**THE EXERCISE**
Find every line with the string "this" in it, count them, and reply with that count only.

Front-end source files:

--- start ---

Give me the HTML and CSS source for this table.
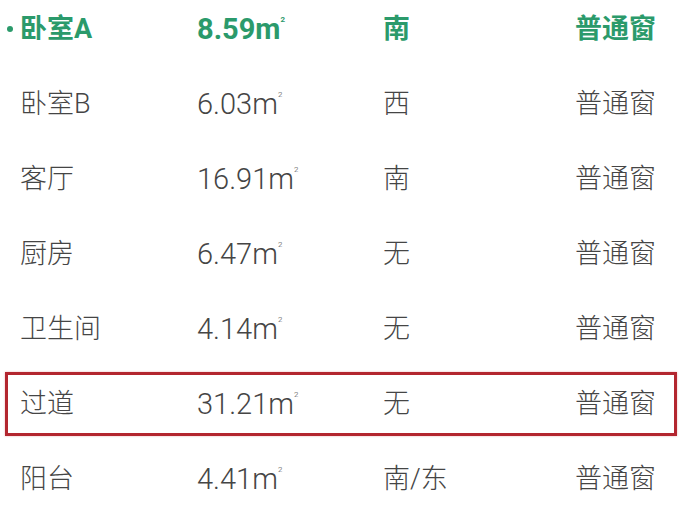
FILE: index.html
```html
<!DOCTYPE html>
<html lang="zh">
<head>
<meta charset="utf-8">
<link rel="stylesheet" href="styles.css">
</head>
<body>
<div class="list">
  <div class="row active"><span class="name">卧室A</span><span class="area">8.59m<sup>2</sup></span><span class="dir">南</span><span class="win">普通窗</span></div>
  <div class="row"><span class="name">卧室B</span><span class="area">6.03m<sup>2</sup></span><span class="dir">西</span><span class="win">普通窗</span></div>
  <div class="row"><span class="name">客厅</span><span class="area">16.91m<sup>2</sup></span><span class="dir">南</span><span class="win">普通窗</span></div>
  <div class="row"><span class="name">厨房</span><span class="area">6.47m<sup>2</sup></span><span class="dir">无</span><span class="win">普通窗</span></div>
  <div class="row"><span class="name">卫生间</span><span class="area">4.14m<sup>2</sup></span><span class="dir">无</span><span class="win">普通窗</span></div>
  <div class="row marked"><span class="name">过道</span><span class="area">31.21m<sup>2</sup></span><span class="dir">无</span><span class="win">普通窗</span></div>
  <div class="row"><span class="name">阳台</span><span class="area">4.41m<sup>2</sup></span><span class="dir">南/东</span><span class="win">普通窗</span></div>
</div>
</body>
</html>
```
FILE: styles.css
```css
html, body {
  margin: 0;
  padding: 0;
  background: #ffffff;
  overflow: hidden;
}
body {
  width: 679px;
  height: 518px;
  font-family: Roboto, "Noto Sans CJK SC", sans-serif;
  color: #454545;
}
.list {
  display: flex;
  flex-direction: column;
  gap: 11px;
  margin-top: -3px;
  padding: 0 2px 0 5px;
}
.row {
  position: relative;
  display: grid;
  grid-template-columns: 176px 187px 192px 1fr;
  align-items: center;
  height: 64px;
  box-sizing: border-box;
  border: 3px solid transparent;
  padding-left: 12px;
  font-size: 27px;
  line-height: 40px;
  font-weight: 300;
}
.area {
  font-size: 29px;
  padding-left: 1px;
}
.row sup {
  font-size: 8px;
  line-height: 0;
  vertical-align: 17px;
  margin-left: 0;
}
.active {
  color: #2b9a6b;
  font-weight: 700;
}
.active::before {
  content: "";
  position: absolute;
  left: -1px;
  top: 26px;
  width: 6px;
  height: 6px;
  border-radius: 50%;
  background: #2b9a6b;
}
.marked {
  border-color: #b3262f;
  box-shadow: 0 0 2px rgba(200, 40, 50, 0.35);
}
```
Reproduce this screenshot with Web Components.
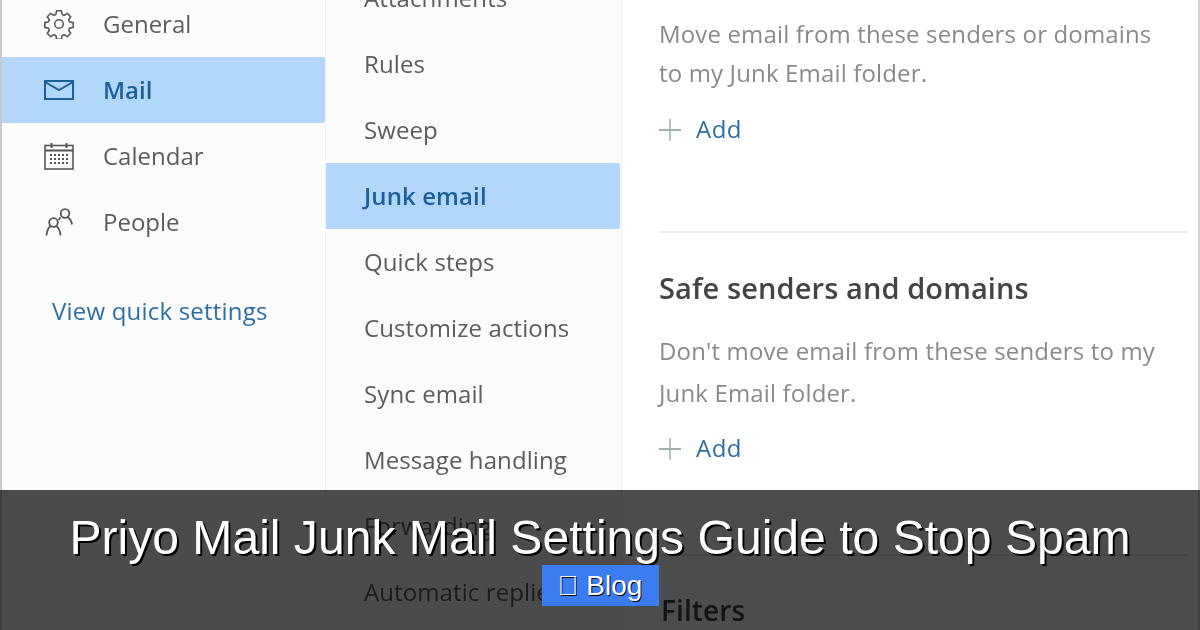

--- end ---

**COMPLETE RESPONSE**
2